**Problem description**.
Don't include pictures. Quote the lines below from the first through the line that contains "primary = false;".

**Data extract**.

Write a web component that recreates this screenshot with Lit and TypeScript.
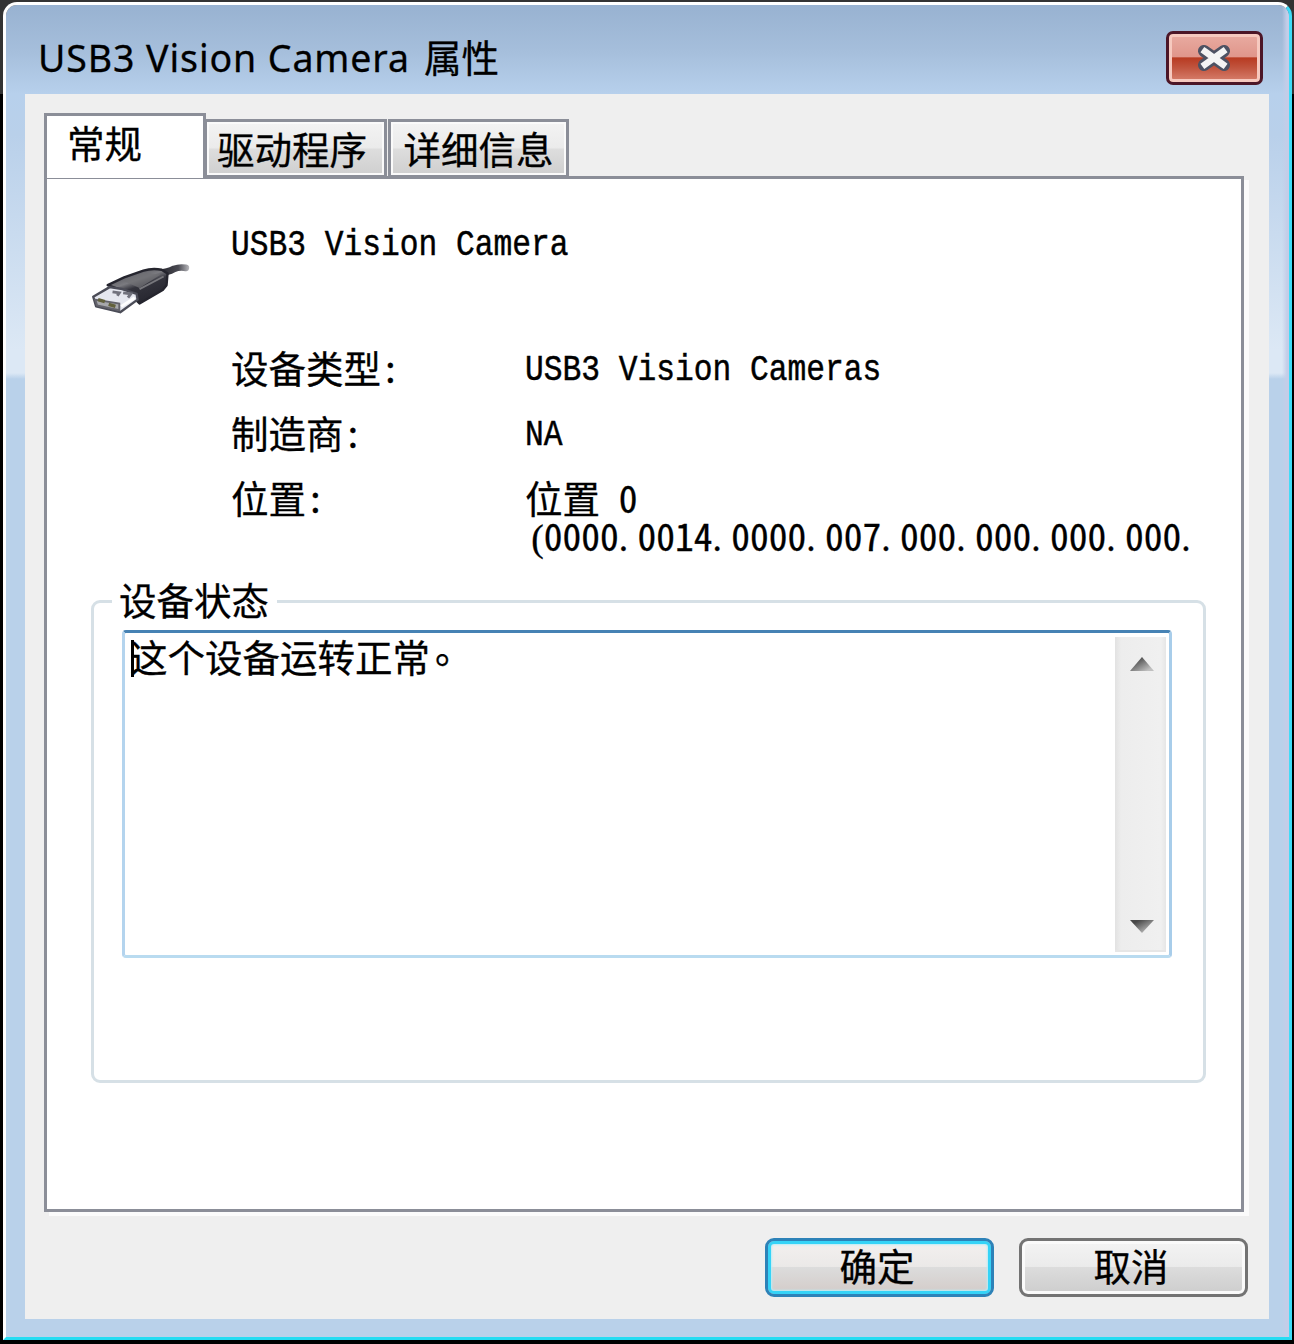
import { LitElement, html, css, svg } from "lit";
import { customElement, property } from "lit/decorators.js";

@customElement("push-button")
class PushButton extends LitElement {
  @property({ type: Boolean }) primary = false;

  static styles = css`
    :host { display: block; }
    .button {
      box-sizing: border-box;
      width: 229px;
      height: 59px;
      padding: 0 5px 6px 0;
      display: flex;
      align-items: center;
      justify-content: center;
      border: 3px solid #737373;
      border-radius: 9px;
      background: linear-gradient(#f3f3f3 0%, #ebebeb 48%, #dcdcdc 50%, #cdcdcd 100%);
      box-shadow: inset 0 0 0 3px #fafafa;
      font: 37.5px/50px "Noto Sans CJK SC", sans-serif;
      -webkit-text-stroke: 0.3px #000;
      color: #000;
    }
    .primary {
      border-color: #2d82b8;
      background: linear-gradient(#f3f0ef 0%, #ebe9e8 48%, #dcdcdc 50%, #d3cbc8 100%);
      box-shadow: inset 0 0 0 3px #35d3f7, inset 0 0 2px 4px #b9ecf6;
    }
  `;

  render() {
    return html`<button class="button ${this.primary ? "primary" : ""}"><slot></slot></button>`;
  }
}

@customElement("app-root")
class AppRoot extends LitElement {
  static styles = css`
    :host {
      display: block;
      width: 1294px;
      height: 1344px;
      overflow: hidden;
      background: linear-gradient(#333 0 94px, #000 94px);
      font: 37.5px/38px "Noto Sans CJK SC", sans-serif;
      -webkit-text-stroke: 0.3px #000;
      color: #000;
    }
    * { box-sizing: border-box; }
    .desktop { height: 1344px; padding: 2px 2px 4px 3px; }
    .window {
      height: 1338px;
      border: 3px solid #fff;
      border-right-color: #3fdcf8;
      border-bottom-color: #25dcf2;
      border-radius: 14px 14px 0 0;
      padding: 0 20px 18px 19px;
      display: flex;
      flex-direction: column;
      background:
        linear-gradient(90deg, transparent 1276px, #c3cde8 1281px) padding-box,
        linear-gradient(#98b2d1 0, #a5bedb 45px, #b7d0ec 89px, #b9d0ea 130px, #dce8f5 345px, #dce8f5 368px, #b9d1ea 374px, #b9d1ea 100%) padding-box;
    }
    .titlebar {
      height: 89px;
      flex: none;
      display: flex;
      align-items: flex-start;
      justify-content: space-between;
      padding: 26px 6px 0 13px;
    }
    .title { display: flex; height: 54px; align-items: center; }
    .title-latin {
      width: 386px;
      white-space: nowrap;
      font-family: "Noto Sans", sans-serif;
      letter-spacing: 0.9px;
    }
    .title-cjk { margin-top: -5px; }
    .close {
      width: 97px;
      height: 54px;
      padding: 0 2px 0 0;
      display: flex;
      align-items: center;
      justify-content: center;
      border: 3px solid #4c1627;
      border-radius: 7px;
      background: linear-gradient(#e9aca2 0, #e0968b 47%, #b83b22 50%, #c1543e 70%, #d88270 100%);
      box-shadow: inset 0 0 0 3px #f6c9bf;
    }
    .client {
      flex: 1;
      padding: 19px 25px 0 19px;
      background: #efefef;
      display: flex;
      flex-direction: column;
    }
    .tabs { display: flex; height: 65px; align-items: flex-end; margin-bottom: -2px; position: relative; }
    .tab {
      width: 183px;
      height: 59px;
      margin-right: 1px;
      border: 3px solid #8b8e98;
      padding: 7px 7px 0 0;
      text-align: center;
      white-space: nowrap;
      background: linear-gradient(#f3f3f3 0, #ebebeb 48%, #dddddd 52%, #cfcfcf 100%);
      box-shadow: inset 0 0 0 2px #fafafa;
    }
    .tab.last { width: 181px; margin: 0; padding-right: 0; }
    .tab.active {
      width: 162px;
      height: 65px;
      margin-right: -2px;
      padding: 7px 0 0 20px;
      text-align: left;
      border-bottom: 0;
      background: #fff;
      box-shadow: none;
    }
    .page {
      width: 1200px;
      height: 1036px;
      flex: none;
      border: 3px solid #8b8e98;
      background: #fff;
      box-shadow: 5px 4px 0 #fbfbfb;
      padding: 47px 35px 0 44px;
    }
    .device { display: flex; align-items: flex-start; height: 122px; }
    .device svg { width: 99px; height: 54px; margin: 37px 41px 0 0; }
    .mono {
      display: inline-block;
      vertical-align: top;
      white-space: pre;
      font-family: "Liberation Mono", monospace;
      transform: scaleX(0.8333);
      transform-origin: left;
      -webkit-text-stroke: 0.5px #000;
    }
    .half { font-feature-settings: "hwid"; white-space: pre; }
    .dot { font-family: "Liberation Serif", serif; letter-spacing: 9.375px; }
    .paren { font-family: "Liberation Serif", serif; margin-left: 6.25px; }
    .facts {
      display: grid;
      grid-template-columns: 294px 1fr;
      grid-template-rows: 38px 38px 76px;
      row-gap: 27px;
      height: 230px;
      align-content: start;
      padding-left: 140px;
      margin: 0;
    }
    .facts dd, .facts dt { margin: 0; white-space: nowrap; }
    .facts dd .mono { margin-top: 3px; }
    .status {
      margin: 0;
      width: 1115px;
      height: 505px;
      padding: 6px 30px 0 28px;
      border: 3px solid #d6e0e6;
      border-radius: 9px;
    }
    .status legend { padding: 0 8px 0 7px; margin-left: -10px; height: 46px; line-height: 42px; }
    .box {
      position: relative;
      width: 1050px;
      height: 328px;
      border: 3px solid #b4d4ee;
      border-top-color: #4682b4;
      border-right-color: #a8cdea;
      border-bottom-color: #b9dbf0;
      border-radius: 4px;
      padding: 4px 3px 3px 5px;
      display: flex;
      justify-content: space-between;
    }
    .stop { display: inline-block; transform: translate(5px, -9px); }
    .caret { position: absolute; left: 6px; top: 7px; width: 3px; height: 37px; background: #000; }
    .scroll {
      width: 51px;
      height: 315px;
      display: flex;
      flex-direction: column;
      justify-content: space-between;
      align-items: center;
      padding: 20px 0 16px 2px;
      background: linear-gradient(90deg, #e2e2e2, #ededed 12%, #f0f0f0 90%, #e6e6e6);
      border-bottom: 2px solid #e6e6e6;
    }
    .scroll svg { width: 24px; height: 15px; }
    .actions { display: flex; justify-content: flex-end; gap: 25px; padding-top: 26px; margin-right: -4px; }
  `;

  private arrow(points: string, id: string) {
    return html`<svg viewBox="0 0 24 15">
      <defs><linearGradient id=${id} x1="0" y1="0" x2="1" y2="1">
        <stop offset="0.2" stop-color="#484848" /><stop offset="0.85" stop-color="#c0c0c0" />
      </linearGradient></defs>
      <polygon points=${points} fill="url(#${id})" />
    </svg>`;
  }

  private plug() {
    return html`<svg viewBox="0 0 102 56">
      <defs>
        <linearGradient id="body" x1="0" y1="0" x2="0.6" y2="1">
          <stop offset="0" stop-color="#3b3b43" /><stop offset="0.45" stop-color="#7b7b80" />
          <stop offset="0.6" stop-color="#33333c" /><stop offset="1" stop-color="#26262f" />
        </linearGradient>
        <linearGradient id="cable" gradientUnits="userSpaceOnUse" x1="74" y1="0" x2="101" y2="0">
          <stop offset="0" stop-color="#2b2b33" /><stop offset="0.6" stop-color="#4a4a52" />
          <stop offset="1" stop-color="#b5b5b9" />
        </linearGradient>
      </defs>
      ${svg`
        <path d="M70 10 Q79 10 86 6 Q91 4 98 5" stroke="url(#cable)" stroke-width="7" stroke-linecap="round" fill="none" />
        <path d="M17 23 L34 15 L54 8 Q63 5 73 7 L79 11 L78 23 L74 28 L50 42 L39 31 Z" fill="url(#body)" stroke="#25252e" stroke-width="2.5" stroke-linejoin="round" />
        <path d="M34 19 L54 10 L72 12 L50 26 Z" fill="#707074" opacity="0.75" />
        <path d="M50 27 L75 14" stroke="#77777c" stroke-width="2" />
        <path d="M2 35 L19 25 L32 27 L47 32 L48 38 L30 51 L5 45 Z" fill="#e5e7ef" stroke="#4b4c57" stroke-width="2.5" stroke-linejoin="round" />
        <path d="M4 38 L29 42 L29 49 L6 44 Z" fill="#a7a8ac" stroke="#63636b" stroke-width="2" />
        <path d="M7 38 L14 40 M18 43 L25 45" stroke="#62613c" stroke-width="3.5" />
        <path d="M22 30 l7 1 -2 3 M33 31 l8 1 -3 4" stroke="#71727d" stroke-width="3" fill="none" />
        <path d="M31 45 L45 36" stroke="#ffffff" stroke-width="3" />
      `}
    </svg>`;
  }

  private halfWidth(text: string) {
    return html`<span class="half">${[...text].map((c) =>
      c === "." ? html`<span class="dot">.</span>` : c === "(" ? html`<span class="paren">(</span>` : c
    )}</span>`;
  }

  render() {
    return html`
      <div class="desktop">
        <div class="window">
          <div class="titlebar">
            <div class="title"><span class="title-latin">USB3 Vision Camera</span><span class="title-cjk">属性</span></div>
            <button class="close">
              <svg width="36" height="28" viewBox="0 0 36 28">
                <path d="M8 7 L28 21 M28 7 L8 21" stroke="#4d5263" stroke-width="12" stroke-linecap="round" />
                <path d="M9 7.5 L27 20.5 M27 7.5 L9 20.5" stroke="#f4f4f4" stroke-width="6.5" stroke-linecap="square" />
              </svg>
            </button>
          </div>
          <div class="client">
            <div class="tabs">
              <div class="tab active">常规</div>
              <div class="tab">驱动程序</div>
              <div class="tab last">详细信息</div>
            </div>
            <div class="page">
              <div class="device">
                ${this.plug()}
                <span class="mono">USB3 Vision Camera</span>
              </div>
              <dl class="facts">
                <dt>设备类型<span class="half">:</span></dt>
                <dd><span class="mono">USB3 Vision Cameras</span></dd>
                <dt>制造商<span class="half">:</span></dt>
                <dd><span class="mono">NA</span></dd>
                <dt>位置<span class="half">:</span></dt>
                <dd>位置<span class="half"> 0</span><br />${this.halfWidth("(0000.0014.0000.007.000.000.000.000.")}</dd>
              </dl>
              <fieldset class="status">
                <legend>设备状态</legend>
                <div class="box">
                  <span class="message">这个设备运转正常<span class="stop">。</span></span>
                  <span class="caret"></span>
                  <div class="scroll">
                    ${this.arrow("12,0 24,14 0,14", "up")}
                    ${this.arrow("0,1 24,1 12,14", "down")}
                  </div>
                </div>
              </fieldset>
            </div>
            <div class="actions">
              <push-button primary>确定</push-button>
              <push-button>取消</push-button>
            </div>
          </div>
        </div>
      </div>
    `;
  }
}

**Response to this task**.
Write a web component that recreates this screenshot with Lit and TypeScript.
import { LitElement, html, css, svg } from "lit";
import { customElement, property } from "lit/decorators.js";

@customElement("push-button")
class PushButton extends LitElement {
  @property({ type: Boolean }) primary = false;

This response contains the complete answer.